Aim =>
Only the number is wanted: tally the lines below that contain the word "React".

* Start Collected data *

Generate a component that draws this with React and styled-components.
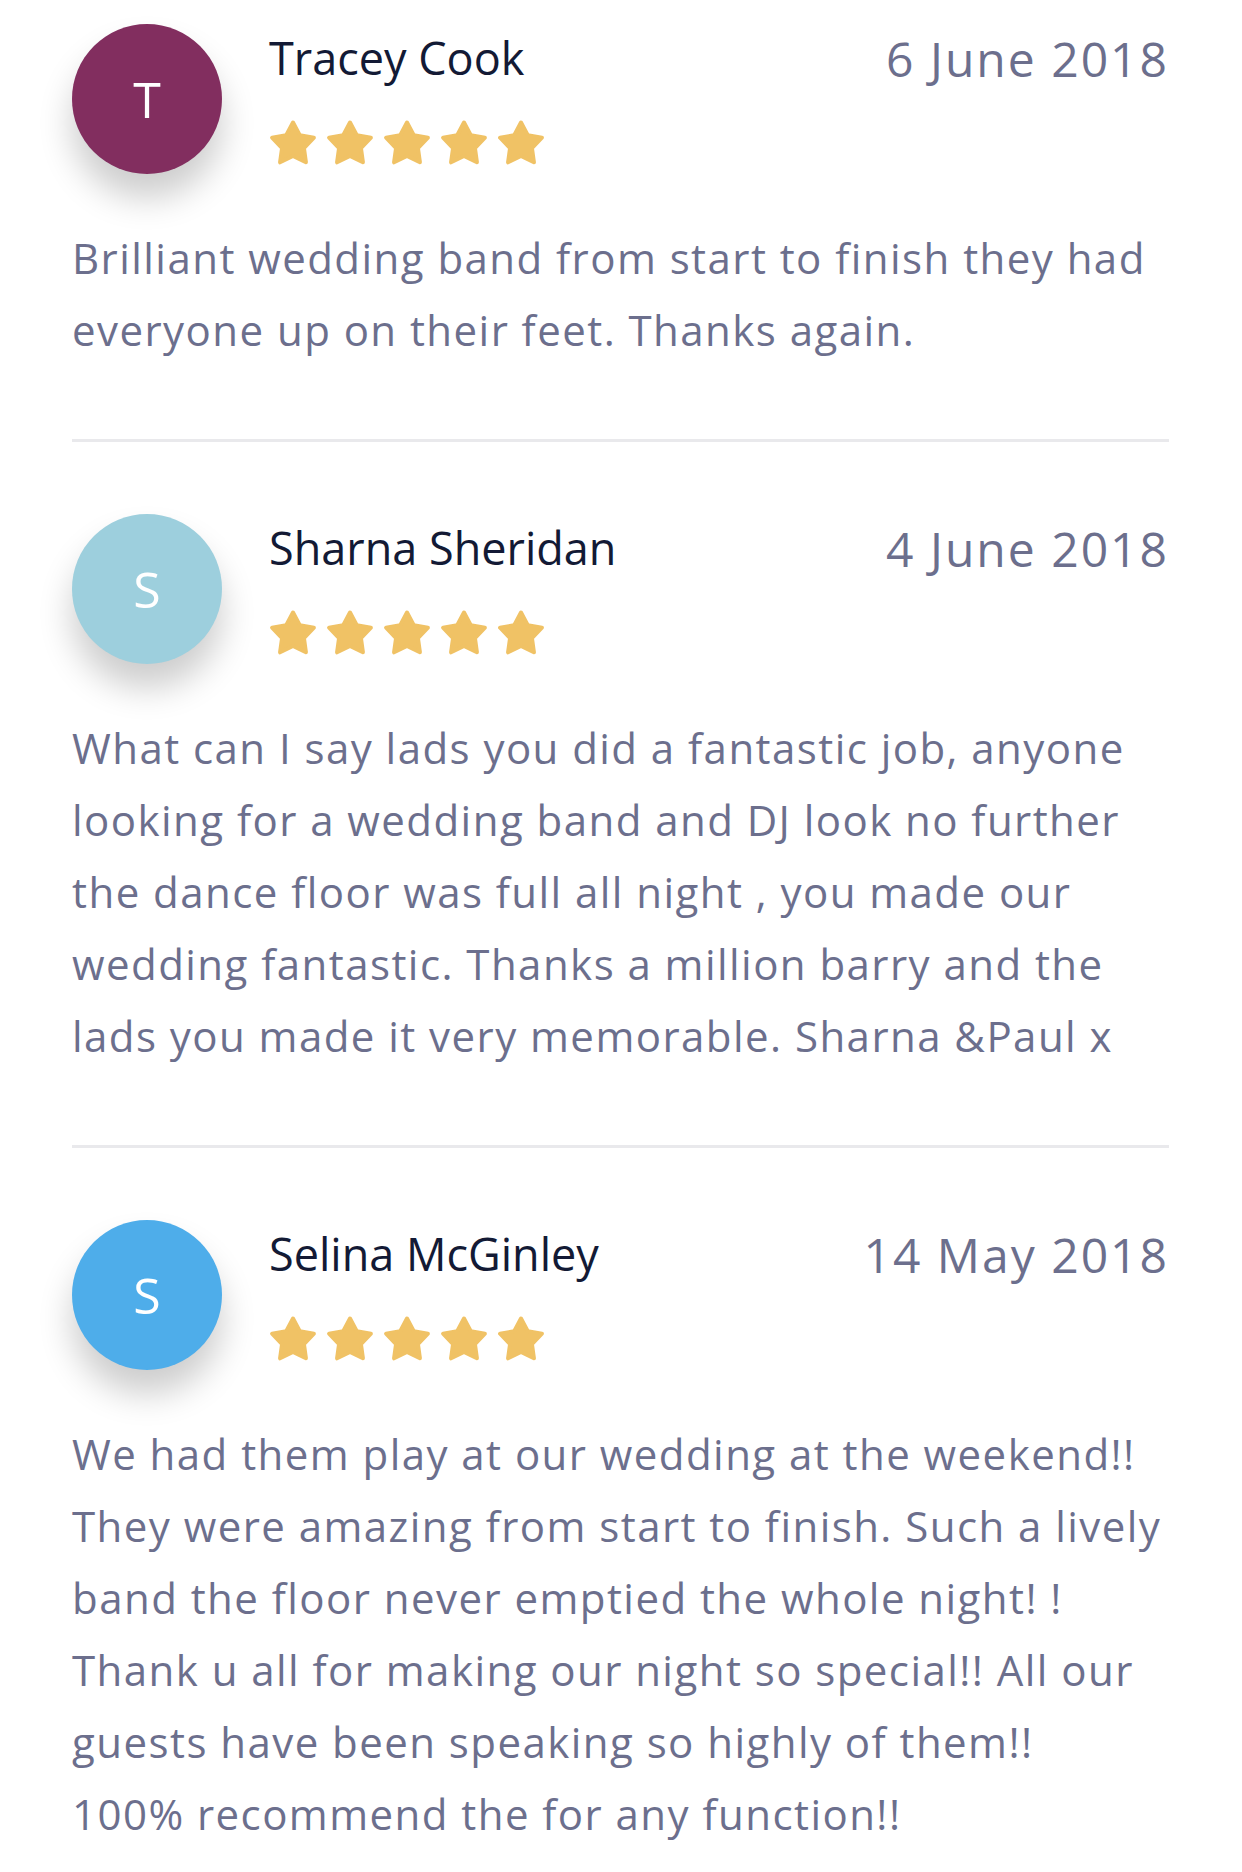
import React from "react";
import styled, { createGlobalStyle } from "styled-components";

const GlobalStyle = createGlobalStyle`
  body {
    margin: 0;
    background: #ffffff;
    font-family: "Open Sans", "Lato", sans-serif;
  }
`;

const Page = styled.div`
  padding: 24px 73px 0 72px;
`;

const Review = styled.article`
  padding: 0 0 73px;
  border-bottom: 3px solid #e9e9ec;
  margin-bottom: 72px;

  &:last-child {
    border-bottom: none;
    margin-bottom: 0;
  }
`;

const Header = styled.div`
  display: flex;
  align-items: flex-start;
`;

const Avatar = styled.div`
  flex: 0 0 150px;
  width: 150px;
  height: 150px;
  border-radius: 50%;
  background: ${(p) => p.color};
  box-shadow: 0 24px 34px rgba(0, 0, 0, 0.2);
  display: flex;
  align-items: center;
  justify-content: center;
  color: #ffffff;
  font-size: 50px;
  font-weight: 400;
`;

const Meta = styled.div`
  flex: 1;
  margin-left: 47px;
  padding-top: 7px;
`;

const Name = styled.h3`
  margin: 0;
  font-size: 45px;
  line-height: 1.2;
  font-weight: 500;
  color: #131a35;
`;

const Stars = styled.div`
  display: flex;
  gap: 9px;
  margin-top: 34px;
`;

const DateText = styled.span`
  padding-top: 6px;
  font-size: 48px;
  line-height: 1.2;
  letter-spacing: 2px;
  color: #6c6f8d;
`;

const Body = styled.p`
  margin: 48px 0 0;
  font-size: 42px;
  line-height: 72px;
  letter-spacing: 1.45px;
  color: #6c6f8d;
`;

const starPoints = (() => {
  const pts = [];
  for (let k = 0; k < 10; k++) {
    const a = (-90 + k * 36) * (Math.PI / 180);
    const r = k % 2 === 0 ? 22 : 11.5;
    pts.push(`${(24 + r * Math.cos(a)).toFixed(2)},${(25.5 + r * Math.sin(a)).toFixed(2)}`);
  }
  return pts.join(" ");
})();

function Star() {
  return (
    <svg width="48" height="48" viewBox="0 0 48 48">
      <polygon
        points={starPoints}
        fill="#f0c265"
        stroke="#f0c265"
        strokeWidth="4"
        strokeLinejoin="round"
      />
    </svg>
  );
}

const reviews = [
  {
    initial: "T",
    color: "#822e5f",
    name: "Tracey Cook",
    date: "6 June 2018",
    lines: [
      "Brilliant wedding band from start to finish they had",
      "everyone up on their feet. Thanks again.",
    ],
  },
  {
    initial: "S",
    color: "#9dcfdd",
    name: "Sharna Sheridan",
    date: "4 June 2018",
    lines: [
      "What can I say lads you did a fantastic job, anyone",
      "looking for a wedding band and DJ look no further",
      "the dance floor was full all night , you made our",
      "wedding fantastic. Thanks a million barry and the",
      "lads you made it very memorable. Sharna &Paul x",
    ],
  },
  {
    initial: "S",
    color: "#4eadea",
    name: "Selina McGinley",
    date: "14 May 2018",
    lines: [
      "We had them play at our wedding at the weekend!!",
      "They were amazing from start to finish. Such a lively",
      "band the floor never emptied the whole night! !",
      "Thank u all for making our night so special!! All our",
      "guests have been speaking so highly of them!!",
      "100% recommend the for any function!!",
    ],
  },
];

export default function App() {
  return (
    <>
      <GlobalStyle />
      <Page>
        {reviews.map((r) => (
          <Review key={r.name}>
            <Header>
              <Avatar color={r.color}>{r.initial}</Avatar>
              <Meta>
                <Name>{r.name}</Name>
                <Stars>
                  {[0, 1, 2, 3, 4].map((i) => (
                    <Star key={i} />
                  ))}
                </Stars>
              </Meta>
              <DateText>{r.date}</DateText>
            </Header>
            <Body>
              {r.lines.map((line, i) => (
                <React.Fragment key={i}>
                  {line}
                  {i < r.lines.length - 1 && <br />}
                </React.Fragment>
              ))}
            </Body>
          </Review>
        ))}
      </Page>
    </>
  );
}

* End Collected data *

Written answer =>
4